## Work to complete
In the data below, find every line that has the string "page", and copy it.

## Recorded information
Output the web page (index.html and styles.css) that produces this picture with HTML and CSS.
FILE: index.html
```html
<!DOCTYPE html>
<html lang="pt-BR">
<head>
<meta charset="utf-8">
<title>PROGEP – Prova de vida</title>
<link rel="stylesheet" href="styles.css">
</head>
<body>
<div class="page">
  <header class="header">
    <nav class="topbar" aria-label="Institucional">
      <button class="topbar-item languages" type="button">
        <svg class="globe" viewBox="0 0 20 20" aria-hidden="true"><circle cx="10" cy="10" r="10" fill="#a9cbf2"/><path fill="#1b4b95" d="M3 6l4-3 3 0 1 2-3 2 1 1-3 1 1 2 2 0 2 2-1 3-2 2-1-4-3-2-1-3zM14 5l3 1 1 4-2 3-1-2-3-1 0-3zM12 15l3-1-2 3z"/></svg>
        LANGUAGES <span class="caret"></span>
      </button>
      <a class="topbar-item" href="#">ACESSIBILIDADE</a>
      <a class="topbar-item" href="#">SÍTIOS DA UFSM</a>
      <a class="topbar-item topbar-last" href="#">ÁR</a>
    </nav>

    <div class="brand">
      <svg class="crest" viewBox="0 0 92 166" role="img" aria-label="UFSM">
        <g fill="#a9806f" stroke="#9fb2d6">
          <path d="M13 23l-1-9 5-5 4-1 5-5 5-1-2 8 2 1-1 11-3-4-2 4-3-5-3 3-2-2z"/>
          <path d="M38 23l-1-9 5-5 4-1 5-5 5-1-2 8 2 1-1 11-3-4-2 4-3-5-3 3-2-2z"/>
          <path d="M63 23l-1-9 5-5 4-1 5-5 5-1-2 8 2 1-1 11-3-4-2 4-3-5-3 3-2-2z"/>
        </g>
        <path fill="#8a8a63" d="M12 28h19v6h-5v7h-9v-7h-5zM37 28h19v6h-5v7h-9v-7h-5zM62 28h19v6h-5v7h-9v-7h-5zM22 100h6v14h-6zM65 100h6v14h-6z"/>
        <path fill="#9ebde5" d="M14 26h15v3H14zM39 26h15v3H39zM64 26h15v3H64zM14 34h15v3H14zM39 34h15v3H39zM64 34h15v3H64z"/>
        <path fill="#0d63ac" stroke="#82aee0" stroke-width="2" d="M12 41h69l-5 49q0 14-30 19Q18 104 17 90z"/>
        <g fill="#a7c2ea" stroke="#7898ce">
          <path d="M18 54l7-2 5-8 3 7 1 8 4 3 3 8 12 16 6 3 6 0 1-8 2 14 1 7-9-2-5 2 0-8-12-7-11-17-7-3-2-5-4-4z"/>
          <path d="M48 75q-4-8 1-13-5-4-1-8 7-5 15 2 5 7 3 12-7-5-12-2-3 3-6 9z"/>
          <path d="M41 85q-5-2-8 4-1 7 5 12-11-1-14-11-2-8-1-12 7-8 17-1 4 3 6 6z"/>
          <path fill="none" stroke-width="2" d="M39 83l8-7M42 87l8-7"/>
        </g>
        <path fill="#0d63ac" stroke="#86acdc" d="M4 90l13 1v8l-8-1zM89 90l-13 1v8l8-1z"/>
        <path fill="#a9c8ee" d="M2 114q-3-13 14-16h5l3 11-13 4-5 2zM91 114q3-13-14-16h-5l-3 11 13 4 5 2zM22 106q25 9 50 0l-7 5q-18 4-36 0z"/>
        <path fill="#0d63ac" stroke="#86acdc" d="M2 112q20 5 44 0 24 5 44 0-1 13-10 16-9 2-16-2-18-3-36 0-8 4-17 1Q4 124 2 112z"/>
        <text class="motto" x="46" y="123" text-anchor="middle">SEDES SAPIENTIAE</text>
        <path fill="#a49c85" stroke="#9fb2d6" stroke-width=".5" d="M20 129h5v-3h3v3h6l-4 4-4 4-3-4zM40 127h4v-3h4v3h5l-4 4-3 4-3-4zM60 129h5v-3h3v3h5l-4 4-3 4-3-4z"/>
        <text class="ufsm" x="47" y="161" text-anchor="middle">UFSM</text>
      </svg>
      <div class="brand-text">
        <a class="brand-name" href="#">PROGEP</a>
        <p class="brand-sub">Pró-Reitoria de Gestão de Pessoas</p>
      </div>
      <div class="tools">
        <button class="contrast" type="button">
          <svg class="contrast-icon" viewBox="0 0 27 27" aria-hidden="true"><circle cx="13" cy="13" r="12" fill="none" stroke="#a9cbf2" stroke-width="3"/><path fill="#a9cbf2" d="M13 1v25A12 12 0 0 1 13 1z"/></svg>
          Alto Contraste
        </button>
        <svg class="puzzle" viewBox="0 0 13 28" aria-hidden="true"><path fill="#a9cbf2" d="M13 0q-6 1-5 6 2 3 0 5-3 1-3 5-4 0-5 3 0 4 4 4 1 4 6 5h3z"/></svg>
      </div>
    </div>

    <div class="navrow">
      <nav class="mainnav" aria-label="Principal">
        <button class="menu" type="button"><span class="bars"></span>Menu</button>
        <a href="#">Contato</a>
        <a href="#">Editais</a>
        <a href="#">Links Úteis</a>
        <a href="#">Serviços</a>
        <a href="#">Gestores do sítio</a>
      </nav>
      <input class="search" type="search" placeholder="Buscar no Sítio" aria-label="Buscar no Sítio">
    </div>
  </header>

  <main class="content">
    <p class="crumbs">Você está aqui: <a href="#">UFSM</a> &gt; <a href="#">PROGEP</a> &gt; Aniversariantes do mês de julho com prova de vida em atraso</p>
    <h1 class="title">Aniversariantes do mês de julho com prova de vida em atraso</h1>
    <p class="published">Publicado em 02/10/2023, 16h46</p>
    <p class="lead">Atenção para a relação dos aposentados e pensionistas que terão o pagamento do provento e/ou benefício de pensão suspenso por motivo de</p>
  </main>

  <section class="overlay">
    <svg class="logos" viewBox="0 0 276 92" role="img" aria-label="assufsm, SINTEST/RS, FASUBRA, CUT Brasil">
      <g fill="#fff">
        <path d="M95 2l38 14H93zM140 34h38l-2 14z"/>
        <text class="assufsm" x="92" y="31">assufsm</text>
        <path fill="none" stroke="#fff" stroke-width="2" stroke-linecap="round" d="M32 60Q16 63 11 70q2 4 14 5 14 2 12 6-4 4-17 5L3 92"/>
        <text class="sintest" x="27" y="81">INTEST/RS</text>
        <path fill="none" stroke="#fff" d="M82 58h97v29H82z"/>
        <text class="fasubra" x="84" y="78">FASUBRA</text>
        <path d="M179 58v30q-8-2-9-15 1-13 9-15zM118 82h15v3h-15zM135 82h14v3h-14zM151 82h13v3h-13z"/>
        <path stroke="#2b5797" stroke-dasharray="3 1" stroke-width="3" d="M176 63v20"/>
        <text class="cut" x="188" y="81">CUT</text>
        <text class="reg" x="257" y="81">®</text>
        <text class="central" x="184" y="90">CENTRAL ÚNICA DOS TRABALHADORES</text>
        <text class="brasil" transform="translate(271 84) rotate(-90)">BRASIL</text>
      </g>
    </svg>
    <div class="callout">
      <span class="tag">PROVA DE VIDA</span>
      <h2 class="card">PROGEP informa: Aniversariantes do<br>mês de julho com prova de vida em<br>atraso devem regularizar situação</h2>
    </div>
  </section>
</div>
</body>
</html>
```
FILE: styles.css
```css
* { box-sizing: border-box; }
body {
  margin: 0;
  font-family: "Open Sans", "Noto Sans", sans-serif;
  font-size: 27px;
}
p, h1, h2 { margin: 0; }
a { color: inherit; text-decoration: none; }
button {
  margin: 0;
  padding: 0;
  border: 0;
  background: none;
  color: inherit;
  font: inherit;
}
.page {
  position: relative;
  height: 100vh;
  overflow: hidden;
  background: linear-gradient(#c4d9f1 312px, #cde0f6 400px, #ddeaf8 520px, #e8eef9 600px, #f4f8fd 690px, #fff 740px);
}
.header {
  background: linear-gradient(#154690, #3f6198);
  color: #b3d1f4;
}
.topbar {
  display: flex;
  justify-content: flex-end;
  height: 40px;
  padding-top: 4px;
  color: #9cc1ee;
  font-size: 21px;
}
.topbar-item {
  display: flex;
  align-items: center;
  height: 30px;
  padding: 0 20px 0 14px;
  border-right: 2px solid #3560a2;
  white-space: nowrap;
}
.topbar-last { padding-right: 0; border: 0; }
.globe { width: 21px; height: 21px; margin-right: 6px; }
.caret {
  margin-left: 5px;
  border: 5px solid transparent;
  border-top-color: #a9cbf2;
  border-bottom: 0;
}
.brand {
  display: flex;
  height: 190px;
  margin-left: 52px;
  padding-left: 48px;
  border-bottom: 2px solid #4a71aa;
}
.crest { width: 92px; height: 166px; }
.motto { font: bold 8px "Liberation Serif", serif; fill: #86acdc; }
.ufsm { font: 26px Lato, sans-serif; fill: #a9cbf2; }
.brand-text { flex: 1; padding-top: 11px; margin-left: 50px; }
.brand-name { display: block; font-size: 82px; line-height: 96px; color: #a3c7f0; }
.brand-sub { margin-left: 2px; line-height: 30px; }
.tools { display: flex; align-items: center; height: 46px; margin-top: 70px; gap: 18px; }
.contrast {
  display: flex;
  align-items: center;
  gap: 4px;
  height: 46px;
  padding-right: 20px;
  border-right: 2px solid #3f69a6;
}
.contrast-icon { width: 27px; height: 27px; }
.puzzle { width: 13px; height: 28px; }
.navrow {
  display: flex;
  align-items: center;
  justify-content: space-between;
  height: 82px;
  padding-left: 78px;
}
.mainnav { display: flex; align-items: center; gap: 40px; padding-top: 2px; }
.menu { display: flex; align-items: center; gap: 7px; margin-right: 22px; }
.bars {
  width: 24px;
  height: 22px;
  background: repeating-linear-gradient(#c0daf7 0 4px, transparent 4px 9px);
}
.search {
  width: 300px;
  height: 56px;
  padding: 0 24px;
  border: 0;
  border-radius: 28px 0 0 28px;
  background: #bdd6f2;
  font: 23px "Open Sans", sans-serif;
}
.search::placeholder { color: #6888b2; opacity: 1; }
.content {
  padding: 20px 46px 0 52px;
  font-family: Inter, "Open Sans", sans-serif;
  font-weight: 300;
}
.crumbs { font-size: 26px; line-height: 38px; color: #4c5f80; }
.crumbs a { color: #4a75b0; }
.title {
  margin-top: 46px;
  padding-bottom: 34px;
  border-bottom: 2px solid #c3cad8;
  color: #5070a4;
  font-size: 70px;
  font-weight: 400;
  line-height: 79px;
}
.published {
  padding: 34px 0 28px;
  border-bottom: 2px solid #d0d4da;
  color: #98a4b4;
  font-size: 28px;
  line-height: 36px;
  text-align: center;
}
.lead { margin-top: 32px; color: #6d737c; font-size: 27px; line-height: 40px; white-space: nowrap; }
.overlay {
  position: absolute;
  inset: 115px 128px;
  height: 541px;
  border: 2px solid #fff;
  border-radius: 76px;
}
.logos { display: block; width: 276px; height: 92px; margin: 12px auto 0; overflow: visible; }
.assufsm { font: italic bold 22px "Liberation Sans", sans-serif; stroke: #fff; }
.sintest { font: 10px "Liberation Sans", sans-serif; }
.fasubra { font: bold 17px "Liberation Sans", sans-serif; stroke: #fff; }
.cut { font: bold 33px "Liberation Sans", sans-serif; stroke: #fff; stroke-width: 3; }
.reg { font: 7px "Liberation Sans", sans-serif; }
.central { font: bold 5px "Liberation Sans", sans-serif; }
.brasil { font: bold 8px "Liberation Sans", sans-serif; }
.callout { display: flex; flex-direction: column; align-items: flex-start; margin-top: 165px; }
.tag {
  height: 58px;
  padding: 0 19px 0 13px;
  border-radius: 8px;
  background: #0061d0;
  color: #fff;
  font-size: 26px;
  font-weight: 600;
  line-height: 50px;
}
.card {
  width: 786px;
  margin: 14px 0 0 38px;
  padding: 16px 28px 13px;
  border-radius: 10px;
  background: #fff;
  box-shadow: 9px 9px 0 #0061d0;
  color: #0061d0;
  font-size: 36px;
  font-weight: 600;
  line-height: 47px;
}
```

## Complete answer
Output the web page (index.html and styles.css) that produces this picture with HTML and CSS.
<div class="page">
.page {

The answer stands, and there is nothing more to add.